I have no idea where this post is going, but, anyway …
my life is full of milestones. lots of them. lots of ‘its been x amount of years since this … or that’
today is one of those milestone days.
its been 3 years since i tried to take my own life. and failed miserably (well, at the time it was miserable failure)
i got my dates a little confused last week, with something else, but having clarified with my faithful old journal, today is the day. 3 years ago. wow. where have those 3 years gone? sometimes it feels like it was only yesterday, sometimes it feels like it was a long time ago.
and what an immense journey it has been. the journey beforehand was immense anyway, so i guess its been extra immense since.
Sometimes i try to put into words just how incredibly hard the last 5 years of my life have been. And i am never quite sure if i have managed to do it justice, or whether or not i just come across like some whining woman. I hope i dont. Something I think about quite often is how 5 years ago I had no idea how life was going to roll for the next set of 5 years. Same with 10 years ago. Who knew that 10 years ago the roller coaster ride of my life would bring me to this point.
Who could ever have imagined that when you are already at the very bottom, end of the rope, struggling to hang on anyway, that life could get 100 % worse. That one moment life meant one thing, and the next moment it meant another. I was already unwell, struggling with childhood memories, abuse, self harm, faith and God, big time, and then came the assault.
I wrote in a blog once, this blog, some time ago, about feeling like a glass vase, being broken in to pieces. And then each piece of glass being broken even more, into tiny shards. The smallest bits, until there were no bits left, just dust, sprinkled all over the floor, for people to trample on. Thats how i felt. It was all too much. Too too much.
i had to do something. to get out of it. on reflection, i now feel guilty. i didnt leave anything, for anyone. my head was in a spin. i was being irrational. even to this day, some very close family members do not know, because it would hurt them too much to.
I could not see any other way, i felt like life would be better with out life. i already had no life, so what was the point in breathing? I felt like everyone elses life would be better without me in it. i was too messed up, too complicated, too many issues, too much hurt/pain, too much for anyone to do anything with.
so i tried to die.
it didnt work. now i say that thankfully! it didnt work. i do believe here by the grace of god i stand (the story of how i was found is a whole other blog for another time)
thing is, its fair to say, despite it all, there were people who were able to do something with me. people who loved me. who cared.
who helped me pick myself up off the floor, and slowly turned the dust back into shards, and then into fragments. Ever so slowly and lovingly teaching me that life can be worth something. that life IS worth something. that I am worth something.

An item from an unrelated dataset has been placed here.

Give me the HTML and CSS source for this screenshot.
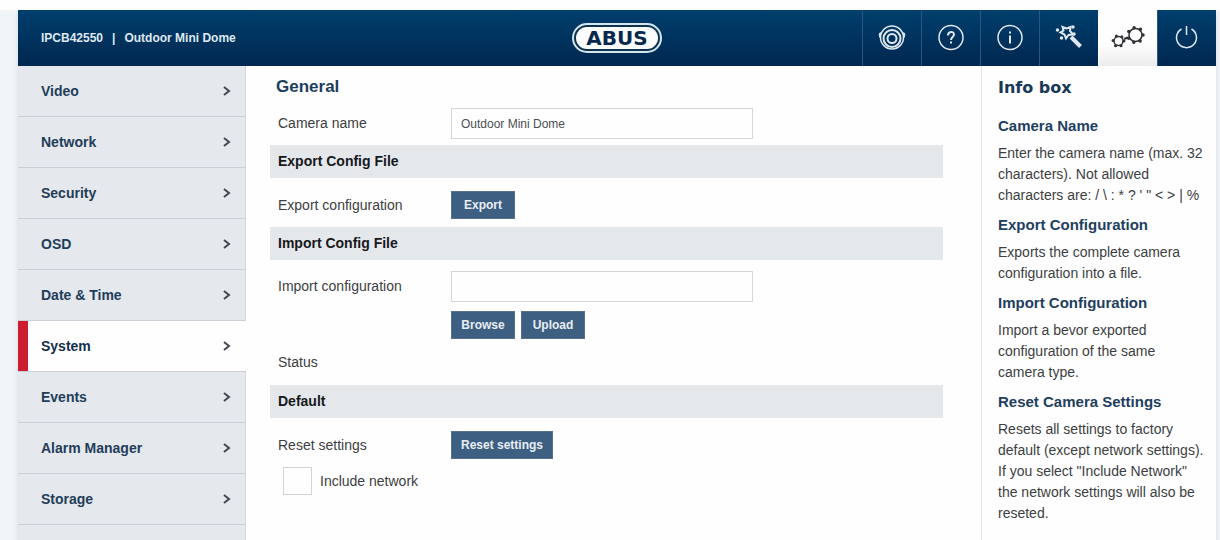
FILE: index.html
```html
<!DOCTYPE html>
<html lang="en">
<head>
    <meta charset="UTF-8">
    <meta name="viewport" content="width=device-width, initial-scale=1.0">
    <title>IPCB42550 | Outdoor Mini Dome</title>
    <link rel="stylesheet" href="styles.css">
</head>
<body>
    <div class="page">
        <header class="topbar">
            <p class="device"><span>IPCB42550</span><span>|</span><span>Outdoor Mini Dome</span></p>
            <div class="logo"><span>ABUS</span></div>
            <nav class="tools">
                <a href="#live" aria-label="Live view">
                    <svg width="30" height="30" viewBox="0 0 30 30">
                        <circle cx="15" cy="14.500" r="11.500"/>
                        <circle cx="15" cy="15.500" r="8.500" stroke-width="2"/>
                        <circle cx="15" cy="15.500" r="4.500" stroke-width="2"/>
                        <path d="M4 10c-2 0-2 4 0 5M26 10c2 0 2 4 0 5"/>
                    </svg>
                </a>
                <a href="#help" aria-label="Help">
                    <svg width="30" height="30" viewBox="0 0 30 30">
                        <circle cx="15" cy="14.500" r="12"/>
                        <path d="M12 12.500c0-4.500 6-4.500 6-1 0 2.500-3 2.500-3 5.500M15 18.500v2" stroke-width="2"/>
                    </svg>
                </a>
                <a href="#info" aria-label="Information">
                    <svg width="30" height="30" viewBox="0 0 30 30">
                        <circle cx="15" cy="14.500" r="12"/>
                        <path d="M15 8.500v2M15 12.500v8" stroke-width="2"/>
                    </svg>
                </a>
                <a href="#wizard" aria-label="Wizard">
                    <svg width="30" height="30" viewBox="0 0 30 30">
                        <path d="M17 14l9.500 9.500" stroke-width="4"/>
                        <path d="M8.500 4l4 1.500 4-1.500-0.500 4 3 3.500-4.500 0.500-2.500 3.500-1.500-4-4-2 3-2z" stroke-width="2"/>
                        <path d="M3.500 7h0M7.500 15h0M19 4h0M20 11h0" stroke-width="3.500" stroke-linecap="round"/>
                    </svg>
                </a>
                <a href="#settings" class="active" aria-label="Settings">
                    <svg width="36" height="30" viewBox="0 0 36 30">
                        <circle cx="8.500" cy="18" r="4.500"/>
                        <circle cx="8.500" cy="18" r="5.500" stroke-width="3" stroke-linecap="round" stroke-dasharray="0 5.760"/>
                        <circle cx="25.500" cy="12" r="6.500"/>
                        <circle cx="25.500" cy="12" r="7.500" stroke-width="3.500" stroke-linecap="round" stroke-dasharray="0 6.732"/>
                        <path d="M14 16l4-1.500" stroke-width="2"/>
                    </svg>
                </a>
                <a href="#logout" aria-label="Log out">
                    <svg width="30" height="30" viewBox="0 0 30 30">
                        <path d="M9.500 6a10 10 0 1 0 10 0M14.500 3v9"/>
                    </svg>
                </a>
            </nav>
        </header>

        <div class="columns">
            <nav class="menu">
                <a href="#video">Video<svg class="arrow" width="8" height="10" viewBox="0 0 8 10"><path d="M1 1l5 4-5 4"/></svg></a>
                <a href="#network">Network<svg class="arrow" width="8" height="10" viewBox="0 0 8 10"><path d="M1 1l5 4-5 4"/></svg></a>
                <a href="#security">Security<svg class="arrow" width="8" height="10" viewBox="0 0 8 10"><path d="M1 1l5 4-5 4"/></svg></a>
                <a href="#osd">OSD<svg class="arrow" width="8" height="10" viewBox="0 0 8 10"><path d="M1 1l5 4-5 4"/></svg></a>
                <a href="#date">Date &amp; Time<svg class="arrow" width="8" height="10" viewBox="0 0 8 10"><path d="M1 1l5 4-5 4"/></svg></a>
                <a href="#system" class="active">System<svg class="arrow" width="8" height="10" viewBox="0 0 8 10"><path d="M1 1l5 4-5 4"/></svg></a>
                <a href="#events">Events<svg class="arrow" width="8" height="10" viewBox="0 0 8 10"><path d="M1 1l5 4-5 4"/></svg></a>
                <a href="#alarm">Alarm Manager<svg class="arrow" width="8" height="10" viewBox="0 0 8 10"><path d="M1 1l5 4-5 4"/></svg></a>
                <a href="#storage">Storage<svg class="arrow" width="8" height="10" viewBox="0 0 8 10"><path d="M1 1l5 4-5 4"/></svg></a>
            </nav>

            <main class="content">
                <h1>General</h1>
                <form>
                    <div class="row name-row">
                        <label for="camera-name">Camera name</label>
                        <input type="text" id="camera-name" value="Outdoor Mini Dome">
                    </div>

                    <h2>Export Config File</h2>
                    <div class="row">
                        <span>Export configuration</span>
                        <button type="button">Export</button>
                    </div>

                    <h2>Import Config File</h2>
                    <div class="row import-row">
                        <label for="import-file">Import configuration</label>
                        <input type="text" id="import-file">
                        <div class="buttons">
                            <button type="button">Browse</button>
                            <button type="button">Upload</button>
                        </div>
                    </div>
                    <p class="status">Status</p>

                    <h2>Default</h2>
                    <div class="row">
                        <span>Reset settings</span>
                        <button type="button">Reset settings</button>
                    </div>
                    <div class="check">
                        <input type="checkbox" id="include-network">
                        <label for="include-network">Include network</label>
                    </div>
                </form>
            </main>

            <aside class="info">
                <h2>Info box</h2>
                <h3>Camera Name</h3>
                <p>Enter the camera name (max. 32 characters). Not allowed characters are: / \ : * ? ' " &lt; &gt; | %</p>
                <h3>Export Configuration</h3>
                <p>Exports the complete camera configuration into a file.</p>
                <h3>Import Configuration</h3>
                <p>Import a bevor exported configuration of the same camera type.</p>
                <h3>Reset Camera Settings</h3>
                <p>Resets all settings to factory default (except network settings). If you select "Include Network" the network settings will also be reseted.</p>
            </aside>
        </div>
    </div>
</body>
</html>
```
FILE: styles.css
```css
* {
    box-sizing: border-box;
}

body {
    margin: 0;
    border-top: 10px solid #fefefe;
    background-color: #f1f5f8;
    color: #3c3e42;
    font-family: "Liberation Sans", Arial, sans-serif;
    font-size: 14px;
    line-height: 21px;
}

h1, h2, h3, p {
    margin: 0;
}

a {
    color: inherit;
    text-decoration: none;
}

svg {
    fill: none;
    stroke: currentColor;
    stroke-width: 1.5;
}

.page {
    display: flex;
    flex-direction: column;
    min-height: calc(100vh - 10px);
    margin: 0 4px 0 18px;
    background-color: #fefefe;
    box-shadow: 0 4px 5px #d3d9de;
}

/* top bar */
.topbar {
    display: grid;
    grid-template-columns: 1fr auto 1fr;
    align-items: center;
    height: 56px;
    background: linear-gradient(#003f6e, #00274f);
    color: #dfe8f0;
}

.device {
    display: flex;
    gap: 9px;
    padding-left: 23px;
    font-size: 12px;
    font-weight: bold;
}

.logo {
    padding: 2px;
    border: 2px solid #d5e5ee;
    border-radius: 15px;
    background-color: #0d3350;
}

.logo span {
    display: block;
    padding: 0 10px;
    border-radius: 11px;
    background-color: #fafcfd;
    color: #08294d;
    font-family: "DejaVu Sans", Verdana, sans-serif;
    font-size: 20px;
    font-weight: bold;
    line-height: 22px;
}

.tools {
    display: flex;
    justify-content: flex-end;
    align-self: stretch;
}

.tools a {
    display: flex;
    align-items: center;
    justify-content: center;
    width: 59px;
    border-left: 1px solid #2a5680;
}

.tools .active {
    border-color: #fefefe;
    background: linear-gradient(#fefefe 60%, #ececee);
    color: #303238;
}

.columns {
    display: flex;
    flex: 1;
}

/* left menu */
.menu {
    flex: none;
    width: 228px;
    border-right: 1px solid #d3d7dc;
    background-color: #e5e8ec;
    color: #1f3d59;
    font-weight: bold;
}

.menu a {
    display: flex;
    align-items: center;
    justify-content: space-between;
    height: 51px;
    padding: 0 14px 0 23px;
    border-bottom: 1px solid #cbd0d6;
}

.menu .active {
    margin-right: -1px;
    padding: 0 15px 0 23px;
    background: linear-gradient(to right, #cd1b30 10px, #fefefe 10px);
    color: #14304d;
}

.arrow {
    color: #44494f;
    stroke-width: 2;
}

/* settings form */
.content {
    flex: 1;
    padding: 11px 38px 11px 24px;
}

.content h1 {
    padding-left: 6px;
    color: #1b3e5f;
    font-size: 17px;
    line-height: 20px;
}

.content h2 {
    padding-left: 8px;
    background-color: #e5e8eb;
    color: #16181c;
    font-size: 14px;
    line-height: 33px;
}

.row {
    display: grid;
    grid-template-columns: 173px 302px;
    align-items: center;
    justify-items: start;
    padding: 13px 0 8px 8px;
}

.name-row {
    padding: 11px 0 6px 8px;
}

.import-row {
    row-gap: 9px;
    padding-top: 11px;
    padding-bottom: 0;
}

input[type="text"] {
    width: 100%;
    height: 31px;
    padding: 0 9px;
    border: 1px solid #d4d6d9;
    background-color: #fefefe;
    color: #4b4e53;
    font-family: inherit;
    font-size: 12px;
}

.buttons {
    display: flex;
    grid-column: 2;
    gap: 6px;
}

button {
    min-width: 64px;
    height: 28px;
    padding: 0 9px;
    border: 1px solid #57718b;
    background-color: #3d5f82;
    color: #e8eef4;
    font-family: inherit;
    font-size: 12px;
    font-weight: bold;
}

.status {
    padding: 13px 8px 12px;
}

.check {
    display: flex;
    align-items: center;
    gap: 8px;
    padding-left: 13px;
}

.check input {
    appearance: none;
    width: 29px;
    height: 28px;
    margin: 0;
    border: 1px solid #d0d3d7;
    background-color: #fefefe;
}

.check input:checked {
    background-color: #3d5f82;
}

/* help texts */
.info {
    flex: none;
    width: 235px;
    padding: 11px 12px 11px 16px;
    border-left: 1px solid #e3e5e8;
}

.info h2 {
    margin-bottom: 17px;
    color: #173857;
    font-family: "DejaVu Sans", Verdana, sans-serif;
    font-size: 16px;
    line-height: 21px;
}

.info h3 {
    color: #1e4060;
    font-size: 15px;
    line-height: 21px;
}

.info p {
    margin: 7px 0 8px;
}
```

its been a long ride, and one that isnt over yet. but 3 years on and life is slowly turning. I am learning to live with myself, and some of the pain. I am learning to laugh again, to smile again, to have fun again. i am learning that I am never going to forget the past, but there is a way, and a time to move on from it. to not be beholden to it. that doesnt mean i dont have my dark days. i do. nights when i cant sleep because the nightmares have kept me awake, or i am so restless because something has triggered a memory. however, the intensity of it all isnt as intense. I dont want to die because of it!
the last thing to say that i am learning to do again, is to love and accept love. i am learning to love people and life again and accept that people and life love me.
I would like to say such a deep huge and heartfelt thank you to all of the people involved in my life the last however many years.
You have all had a part to play in the fact I am still here now. Thankyou.
thank you for everything you have done and do for me. you really have and do make a difference.